Alguna vez, quizás dentro de un tiempo, me gustaría volver a jugar con la seriedad profunda con que juegan los niños. Y ver la vida como ellos la ven, con curiosidad y con decoro, con esa mirada de tú a tú que le ponen a las cosas antes de que los convirtamos en unas burdas imitaciones de nosotros mismos (como si fuésemos tan maravillosos que mereciera la pena repetirnos) y les inoculemos algunos virus incurables, entre ellos el de tomar solo la parte tonta de la vida.

Pocas cosas hay más cursis que la Navidad y ese «espíritu navideño» que debe, al parecer, impregnarnos a todos en «estas fechas tan señaladas». Pero lo malo de «estas fechas tan señaladas» es que hace mes y medio que empezaron, y con ellas toda su insufrible carga de anuncios, compras, felicitaciones. Hace mes y medio, tal vez algo más, que hay alfajores en las tiendas, turrón en las confiterías, mantecados y anís en el mostrador de la mercería. Hace mes y medio que las luces nos emboban como a polillas.

Acaso sea por una forma rara de fotofobia, pero nunca me gustaron las fiestas que basan su éxito en una iluminación excesiva y en el ruido. Siempre he tenido la sensación de que tras las brillantes lamparitas se esconde algo miserable. Y en estos días, viendo las innúmeras legiones de criaturas mirando embelesados las bombillitas de calle Larios, me he consolidado en mis convicciones.

Alguna vez he dicho que yo nací en una ciudad que se llamaba como esta, que hablaba el mismo idioma, que se enmarcaba en sus mismas latitudes, pero que sin duda no es esta. Yo nací en una ciudad en que las Pascuas, así, en plural, empezaban el día 21 de diciembre con el sorteo de la Lotería, que desde la radio ponía la música ambiente a la preparación en las casas de borrachuelos y roscos, y acaban el día 6 de enero, con los Reyes Magos. En total, dieciséis días, poco más de dos semanas, pero no esta locura que comienza en noviembre y se mantiene berreante hasta el seis de enero. Dos meses de latazo, de comidas con los amigos, los compañeros de trabajo, la familia… Dos meses de pesadilla de perfumes y juguetes en la televisión a todas horas.

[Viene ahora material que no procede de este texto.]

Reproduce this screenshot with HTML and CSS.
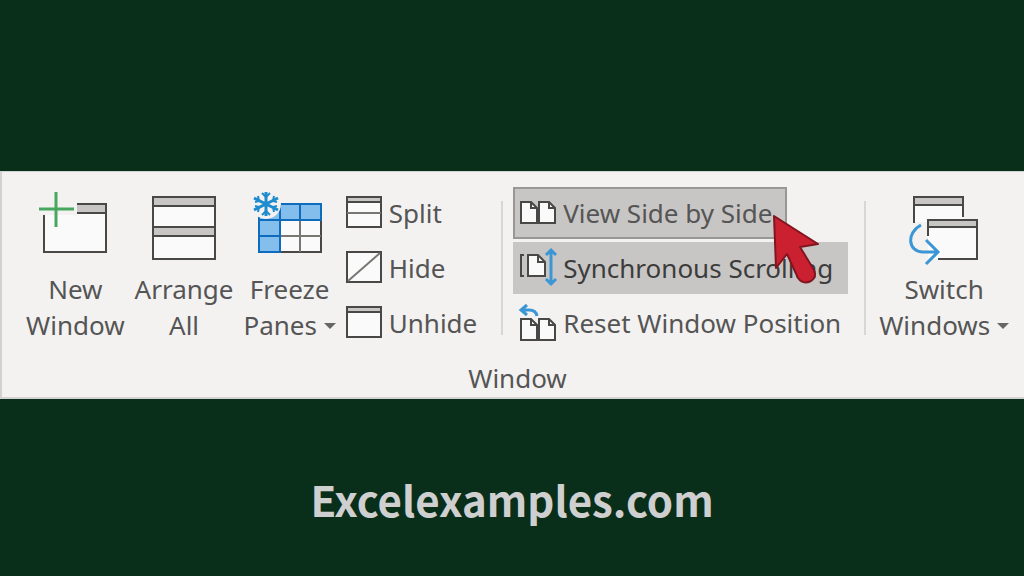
FILE: index.html
```
<!DOCTYPE html>
<html lang="en">
<head>
  <meta charset="utf-8">
  <title>View Side by Side</title>
  <link rel="stylesheet" href="styles.css">
</head>
<body>
  <section class="ribbon">
    <div class="tools">
      <button class="big">
        <svg class="big-icon" viewBox="0 0 72 74">
          <path class="paper" d="M5 24H38V13H67V61H5z"/>
          <path class="bar" d="M38 13H67V22H38z"/>
          <path class="line" d="M38 13H67V61H5V24M38 22H67"/>
          <path class="green" d="M17 1V36M0 18H35"/>
        </svg>
        <span>New<br>Window</span>
      </button>
      <button class="big">
        <svg class="big-icon" viewBox="0 0 72 74">
          <path class="paper" d="M5 6H67V68H5z"/>
          <path class="bar" d="M5 6H67V15H5zM5 36H67V45H5z"/>
          <path class="line" d="M5 6H67V68H5zM5 15H67M5 36H67M5 45H67"/>
        </svg>
        <span>Arrange<br>All</span>
      </button>
      <button class="big">
        <svg class="big-icon" viewBox="0 0 72 74">
          <path class="paper" d="M5 13H67V61H5z"/>
          <path class="line" d="M26 61H67V29"/>
          <path class="thin" d="M46 29V61M26 45H67"/>
          <path class="frozen" d="M5 13H67V29H26V61H5z"/>
          <path class="blue-line" d="M5 29H26V13M46 13V29M5 45H26"/>
          <circle class="halo" cx="12" cy="13" r="15"/>
          <path class="flake" d="M12 1V25M0 7L24 19M0 19L24 7"/>
          <path class="flake-tip" d="M8 2L12 6L16 2M8 24L12 20L16 24M1 11L5 10L4 5M23 11L19 10L20 5M1 15L5 16L4 21M23 15L19 16L20 21"/>
        </svg>
        <span>Freeze<br>Panes <i class="caret"></i></span>
      </button>

      <div class="list">
        <button class="row">
          <svg class="small-icon" viewBox="0 1 38 34">
            <path class="paper" d="M2 2H36V32H2z"/>
            <path class="bar" d="M2 2H36V7H2z"/>
            <path class="line" d="M2 2H36V32H2zM2 7H36"/>
            <path class="thin" d="M2 18H36"/>
          </svg>
          <span>Split</span>
        </button>
        <button class="row">
          <svg class="small-icon" viewBox="0 1 38 34">
            <path class="paper line" d="M2 2H36V32H2z"/>
            <path class="thin" d="M3 31L35 3"/>
          </svg>
          <span>Hide</span>
        </button>
        <button class="row">
          <svg class="small-icon" viewBox="0 1 38 34">
            <path class="paper" d="M2 2H36V32H2z"/>
            <path class="bar" d="M2 2H36V7H2z"/>
            <path class="line" d="M2 2H36V32H2zM2 7H36"/>
          </svg>
          <span>Unhide</span>
        </button>
      </div>

      <div class="divider"></div>

      <div class="list compare">
        <button class="row active hover">
          <svg class="small-icon" viewBox="0 1 38 38">
            <path class="paper line" d="M2 9H12L18 15V30H2zM20 9H30L36 15V30H20z"/>
            <path class="line" d="M12 9V15H18M30 9V15H36"/>
          </svg>
          <span>View Side by Side</span>
          <svg class="pointer" viewBox="0 0 48 72">
            <path d="M2 3L46 31L28 34L42 57Q45 64 39 68Q31 72 26 65L15 41L4 55z"/>
          </svg>
        </button>
        <button class="row active">
          <svg class="small-icon" viewBox="0 1 38 38">
            <path class="paper line" d="M9 7H19L26 14V28H9z"/>
            <path class="line" d="M19 7V14H26M5 7H2V28H5"/>
            <path class="arrow" d="M32 2V36M27 7L32 2L37 7M27 31L32 36L37 31"/>
          </svg>
          <span class="dark">Synchronous Scrolling</span>
        </button>
        <button class="row">
          <svg class="small-icon" viewBox="0 1 38 38">
            <path class="paper line" d="M2 16H12L18 22V37H2zM20 16H30L36 22V37H20z"/>
            <path class="line" d="M12 16V22H18M30 16V22H36"/>
            <path class="arrow" d="M8 2L2 7L8 12M2 7H10Q17 7 18 13"/>
          </svg>
          <span>Reset Window Position</span>
        </button>
      </div>

      <div class="divider"></div>

      <button class="big">
        <svg class="big-icon" viewBox="0 0 72 74">
          <path class="paper" d="M6 6H55V29H20V31H6z"/>
          <path class="bar" d="M6 6H55V14H6z"/>
          <path class="line" d="M6 32V6H55V26M6 14H55"/>
          <path class="paper" d="M20 29H69V68H20z"/>
          <path class="bar" d="M20 29H69V36H20z"/>
          <path class="line" d="M20 45V29H69V68H30M20 36H69"/>
          <path class="arrow" d="M13 34C-2 42 0 61 15 61H30M18 49L30 61L18 73"/>
        </svg>
        <span>Switch<br>Windows <i class="caret"></i></span>
      </button>
    </div>
    <div class="group-name">Window</div>
  </section>
  <footer class="site">Excelexamples.com</footer>
</body>
</html>
```

FILE: styles.css
```
body {
  margin: 0;
  padding-top: 171px;
  background: #092f1b;
  font-family: "Noto Sans", "Open Sans", sans-serif;
}
.ribbon {
  padding: 15px 10px 0 19px;
  background: #f3f2f1;
  border: solid #d2d2d2;
  border-width: 1px 0 2px 2px;
  color: #555;
  font-size: 26px;
}
.tools {
  display: flex;
  align-items: flex-start;
}
button {
  padding: 0;
  border: 0;
  background: none;
  color: inherit;
  font: inherit;
  white-space: nowrap;
}
svg {
  fill: none;
  overflow: visible;
}
.big {
  display: flex;
  flex-direction: column;
  align-items: center;
  gap: 6px;
  padding: 4px 5px 0;
  line-height: 36px;
}
.big-icon {
  width: 72px;
  height: 74px;
}
.caret {
  display: inline-block;
  border: 6px solid transparent;
  border-top-color: #666;
  border-bottom: 0;
  vertical-align: 6px;
}
.list {
  display: flex;
  flex-direction: column;
  align-items: flex-start;
  gap: 3px;
  margin-left: 4px;
}
.row {
  display: flex;
  align-items: center;
  gap: 6px;
  box-sizing: border-box;
  height: 52px;
  line-height: 36px;
}
.small-icon {
  width: 38px;
  flex: none;
}
.compare {
  margin-left: 10px;
}
.compare .row {
  padding: 0 13px 0 4px;
  border: 2px solid transparent;
}
.compare .active {
  background: #c8c6c4;
  border-color: #c8c6c4;
}
.compare .hover {
  position: relative;
  border-color: #989796;
}
.dark {
  color: #3c3c3c;
}
.divider {
  width: 2px;
  height: 134px;
  margin: 14px 0 0 auto;
  background: #d8d7d6;
}
.compare + .divider {
  margin-left: 8px;
}
.divider + .big {
  margin-left: 8px;
}
.pointer {
  position: absolute;
  right: -35px;
  top: 24px;
  z-index: 1;
  width: 48px;
  height: 72px;
  fill: #cb202f;
  stroke: #82151f;
  stroke-width: 2;
  stroke-linejoin: round;
}
.group-name {
  padding: 11px 0 1px;
  text-align: center;
  line-height: 36px;
}
.site {
  margin-top: 69px;
  color: #cfcfcf;
  font: bold 42px/62px "Noto Sans CJK SC", sans-serif;
  text-align: center;
}

/* icon parts */
.paper {
  fill: #fafafa;
}
.bar {
  fill: #c8c6c4;
}
.line {
  stroke: #484846;
  stroke-width: 2;
}
.thin {
  stroke: #797774;
  stroke-width: 2;
}
.green {
  stroke: #47a75f;
  stroke-width: 3;
}
.frozen {
  fill: #83beec;
  stroke: #0f6cbd;
  stroke-width: 2;
}
.blue-line {
  stroke: #0f6cbd;
  stroke-width: 2;
}
.halo {
  fill: #f3f2f1;
}
.flake {
  stroke: #1e8bcd;
  stroke-width: 3;
}
.flake-tip {
  stroke: #1e8bcd;
  stroke-width: 2;
}
.arrow {
  stroke: #3a96d4;
  stroke-width: 3;
}
```
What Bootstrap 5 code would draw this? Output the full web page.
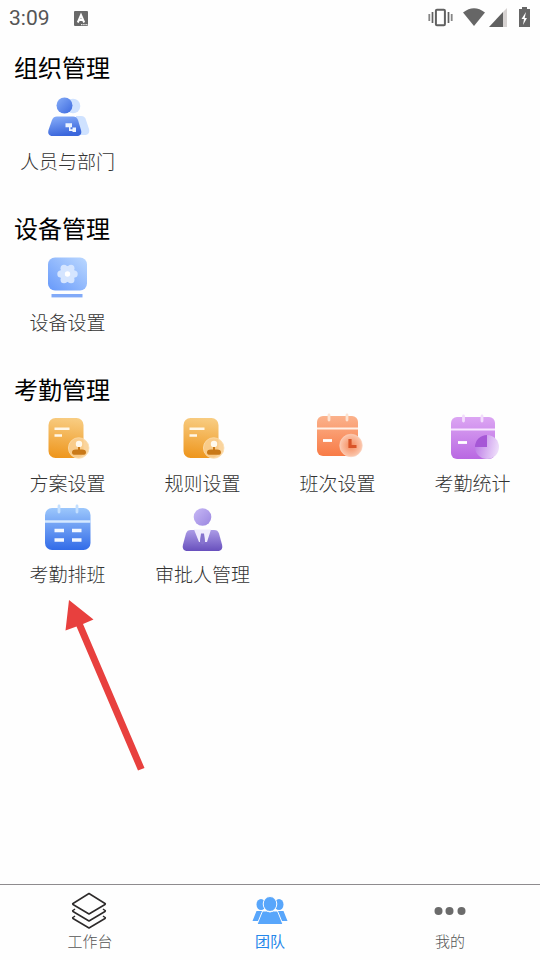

El espíritu navideño, me perdonarán quienes lo sientan, es una cursilada insoportable que ha banalizado lo que una vez fue racional y tuvo sentido. El espíritu navideño ahora no es más que consumo y deslumbramiento, y yo quisiera, alguna vez, unas navidades como aquellas, con menos luz y más afecto, esa palabra que hace tan poco juego con la brillantina. Y recuperar aquel juguete, ay, aquel juguete.